» **Instruction**: Write the material out again in full, word for word. Do not include the pictures.

» **Information shown**:

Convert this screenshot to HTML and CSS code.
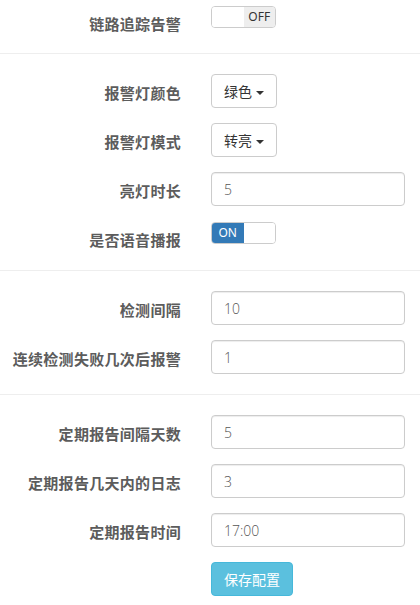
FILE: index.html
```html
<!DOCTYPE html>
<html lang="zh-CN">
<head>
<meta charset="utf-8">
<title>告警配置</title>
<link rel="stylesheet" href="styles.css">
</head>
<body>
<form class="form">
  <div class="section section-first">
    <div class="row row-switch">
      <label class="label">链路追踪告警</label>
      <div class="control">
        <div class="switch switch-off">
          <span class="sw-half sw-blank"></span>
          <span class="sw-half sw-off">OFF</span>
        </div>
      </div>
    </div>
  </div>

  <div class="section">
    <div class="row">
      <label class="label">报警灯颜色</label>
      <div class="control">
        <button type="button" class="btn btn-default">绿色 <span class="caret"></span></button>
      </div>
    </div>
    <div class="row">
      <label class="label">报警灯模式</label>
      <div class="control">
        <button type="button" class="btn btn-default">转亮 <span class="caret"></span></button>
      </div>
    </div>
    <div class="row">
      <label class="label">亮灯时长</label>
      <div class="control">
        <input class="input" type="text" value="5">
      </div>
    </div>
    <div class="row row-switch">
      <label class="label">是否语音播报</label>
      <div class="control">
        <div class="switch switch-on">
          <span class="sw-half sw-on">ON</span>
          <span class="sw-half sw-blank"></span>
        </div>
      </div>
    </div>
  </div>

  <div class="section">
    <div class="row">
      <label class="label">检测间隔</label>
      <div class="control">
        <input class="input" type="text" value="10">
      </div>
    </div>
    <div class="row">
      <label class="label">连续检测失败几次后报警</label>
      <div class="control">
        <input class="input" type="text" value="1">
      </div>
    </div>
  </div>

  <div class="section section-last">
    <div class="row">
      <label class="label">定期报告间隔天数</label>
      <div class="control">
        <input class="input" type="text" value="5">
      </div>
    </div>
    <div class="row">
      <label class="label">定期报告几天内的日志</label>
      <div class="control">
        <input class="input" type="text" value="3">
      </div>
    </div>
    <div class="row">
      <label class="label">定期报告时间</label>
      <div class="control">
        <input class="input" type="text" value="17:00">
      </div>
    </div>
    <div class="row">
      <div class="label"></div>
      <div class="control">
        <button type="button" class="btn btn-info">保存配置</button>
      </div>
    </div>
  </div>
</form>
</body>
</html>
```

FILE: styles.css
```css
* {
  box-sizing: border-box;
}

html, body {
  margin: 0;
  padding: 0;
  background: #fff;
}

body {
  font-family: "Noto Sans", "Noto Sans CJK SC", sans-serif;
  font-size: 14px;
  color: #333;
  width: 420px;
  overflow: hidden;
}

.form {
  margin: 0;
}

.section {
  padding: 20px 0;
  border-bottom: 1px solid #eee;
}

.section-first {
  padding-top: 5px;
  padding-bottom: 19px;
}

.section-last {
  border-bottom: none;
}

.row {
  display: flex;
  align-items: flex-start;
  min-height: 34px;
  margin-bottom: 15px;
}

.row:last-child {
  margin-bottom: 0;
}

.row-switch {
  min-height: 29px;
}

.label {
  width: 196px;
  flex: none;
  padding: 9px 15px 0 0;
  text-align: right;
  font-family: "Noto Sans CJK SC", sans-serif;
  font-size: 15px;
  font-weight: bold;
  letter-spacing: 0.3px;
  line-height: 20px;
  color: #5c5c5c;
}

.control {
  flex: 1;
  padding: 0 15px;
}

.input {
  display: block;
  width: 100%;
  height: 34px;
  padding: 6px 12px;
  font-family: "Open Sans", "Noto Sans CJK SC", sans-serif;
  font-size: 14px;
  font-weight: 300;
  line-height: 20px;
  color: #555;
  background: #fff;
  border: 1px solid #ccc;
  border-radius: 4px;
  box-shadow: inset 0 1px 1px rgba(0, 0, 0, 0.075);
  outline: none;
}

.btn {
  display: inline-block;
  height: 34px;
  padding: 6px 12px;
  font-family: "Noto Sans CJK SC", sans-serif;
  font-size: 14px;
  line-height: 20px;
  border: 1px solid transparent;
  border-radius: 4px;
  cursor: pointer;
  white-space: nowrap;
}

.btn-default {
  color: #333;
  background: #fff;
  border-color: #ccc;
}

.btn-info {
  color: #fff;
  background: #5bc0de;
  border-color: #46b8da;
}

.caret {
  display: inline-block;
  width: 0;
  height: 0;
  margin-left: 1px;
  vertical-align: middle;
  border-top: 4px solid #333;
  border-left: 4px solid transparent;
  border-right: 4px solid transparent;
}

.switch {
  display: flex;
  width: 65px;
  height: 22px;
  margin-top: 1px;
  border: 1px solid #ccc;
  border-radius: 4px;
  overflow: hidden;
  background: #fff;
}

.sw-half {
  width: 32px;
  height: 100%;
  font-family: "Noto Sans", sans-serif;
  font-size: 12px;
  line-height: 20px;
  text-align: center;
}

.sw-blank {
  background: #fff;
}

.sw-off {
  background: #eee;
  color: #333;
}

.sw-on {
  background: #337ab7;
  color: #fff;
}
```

» **Output for this exercise**:
Convert this screenshot to HTML and CSS code.
FILE: index.html
```html
<!DOCTYPE html>
<html lang="zh-CN">
<head>
<meta charset="utf-8">
<title>告警配置</title>
<link rel="stylesheet" href="styles.css">
</head>
<body>
<form class="form">
  <div class="section section-first">
    <div class="row row-switch">
      <label class="label">链路追踪告警</label>
      <div class="control">
        <div class="switch switch-off">
          <span class="sw-half sw-blank"></span>
          <span class="sw-half sw-off">OFF</span>
        </div>
      </div>
    </div>
  </div>

  <div class="section">
    <div class="row">
      <label class="label">报警灯颜色</label>
      <div class="control">
        <button type="button" class="btn btn-default">绿色 <span class="caret"></span></button>
      </div>
    </div>
    <div class="row">
      <label class="label">报警灯模式</label>
      <div class="control">
        <button type="button" class="btn btn-default">转亮 <span class="caret"></span></button>
      </div>
    </div>
    <div class="row">
      <label class="label">亮灯时长</label>
      <div class="control">
        <input class="input" type="text" value="5">
      </div>
    </div>
    <div class="row row-switch">
      <label class="label">是否语音播报</label>
      <div class="control">
        <div class="switch switch-on">
          <span class="sw-half sw-on">ON</span>
          <span class="sw-half sw-blank"></span>
        </div>
      </div>
    </div>
  </div>

  <div class="section">
    <div class="row">
      <label class="label">检测间隔</label>
      <div class="control">
        <input class="input" type="text" value="10">
      </div>
    </div>
    <div class="row">
      <label class="label">连续检测失败几次后报警</label>
      <div class="control">
        <input class="input" type="text" value="1">
      </div>
    </div>
  </div>

  <div class="section section-last">
    <div class="row">
      <label class="label">定期报告间隔天数</label>
      <div class="control">
        <input class="input" type="text" value="5">
      </div>
    </div>
    <div class="row">
      <label class="label">定期报告几天内的日志</label>
      <div class="control">
        <input class="input" type="text" value="3">
      </div>
    </div>
    <div class="row">
      <label class="label">定期报告时间</label>
      <div class="control">
        <input class="input" type="text" value="17:00">
      </div>
    </div>
    <div class="row">
      <div class="label"></div>
      <div class="control">
        <button type="button" class="btn btn-info">保存配置</button>
      </div>
    </div>
  </div>
</form>
</body>
</html>
```

FILE: styles.css
```css
* {
  box-sizing: border-box;
}

html, body {
  margin: 0;
  padding: 0;
  background: #fff;
}

body {
  font-family: "Noto Sans", "Noto Sans CJK SC", sans-serif;
  font-size: 14px;
  color: #333;
  width: 420px;
  overflow: hidden;
}

.form {
  margin: 0;
}

.section {
  padding: 20px 0;
  border-bottom: 1px solid #eee;
}

.section-first {
  padding-top: 5px;
  padding-bottom: 19px;
}

.section-last {
  border-bottom: none;
}

.row {
  display: flex;
  align-items: flex-start;
  min-height: 34px;
  margin-bottom: 15px;
}

.row:last-child {
  margin-bottom: 0;
}

.row-switch {
  min-height: 29px;
}

.label {
  width: 196px;
  flex: none;
  padding: 9px 15px 0 0;
  text-align: right;
  font-family: "Noto Sans CJK SC", sans-serif;
  font-size: 15px;
  font-weight: bold;
  letter-spacing: 0.3px;
  line-height: 20px;
  color: #5c5c5c;
}

.control {
  flex: 1;
  padding: 0 15px;
}

.input {
  display: block;
  width: 100%;
  height: 34px;
  padding: 6px 12px;
  font-family: "Open Sans", "Noto Sans CJK SC", sans-serif;
  font-size: 14px;
  font-weight: 300;
  line-height: 20px;
  color: #555;
  background: #fff;
  border: 1px solid #ccc;
  border-radius: 4px;
  box-shadow: inset 0 1px 1px rgba(0, 0, 0, 0.075);
  outline: none;
}

.btn {
  display: inline-block;
  height: 34px;
  padding: 6px 12px;
  font-family: "Noto Sans CJK SC", sans-serif;
  font-size: 14px;
  line-height: 20px;
  border: 1px solid transparent;
  border-radius: 4px;
  cursor: pointer;
  white-space: nowrap;
}

.btn-default {
  color: #333;
  background: #fff;
  border-color: #ccc;
}

.btn-info {
  color: #fff;
  background: #5bc0de;
  border-color: #46b8da;
}

.caret {
  display: inline-block;
  width: 0;
  height: 0;
  margin-left: 1px;
  vertical-align: middle;
  border-top: 4px solid #333;
  border-left: 4px solid transparent;
  border-right: 4px solid transparent;
}

.switch {
  display: flex;
  width: 65px;
  height: 22px;
  margin-top: 1px;
  border: 1px solid #ccc;
  border-radius: 4px;
  overflow: hidden;
  background: #fff;
}

.sw-half {
  width: 32px;
  height: 100%;
  font-family: "Noto Sans", sans-serif;
  font-size: 12px;
  line-height: 20px;
  text-align: center;
}

.sw-blank {
  background: #fff;
}

.sw-off {
  background: #eee;
  color: #333;
}

.sw-on {
  background: #337ab7;
  color: #fff;
}
```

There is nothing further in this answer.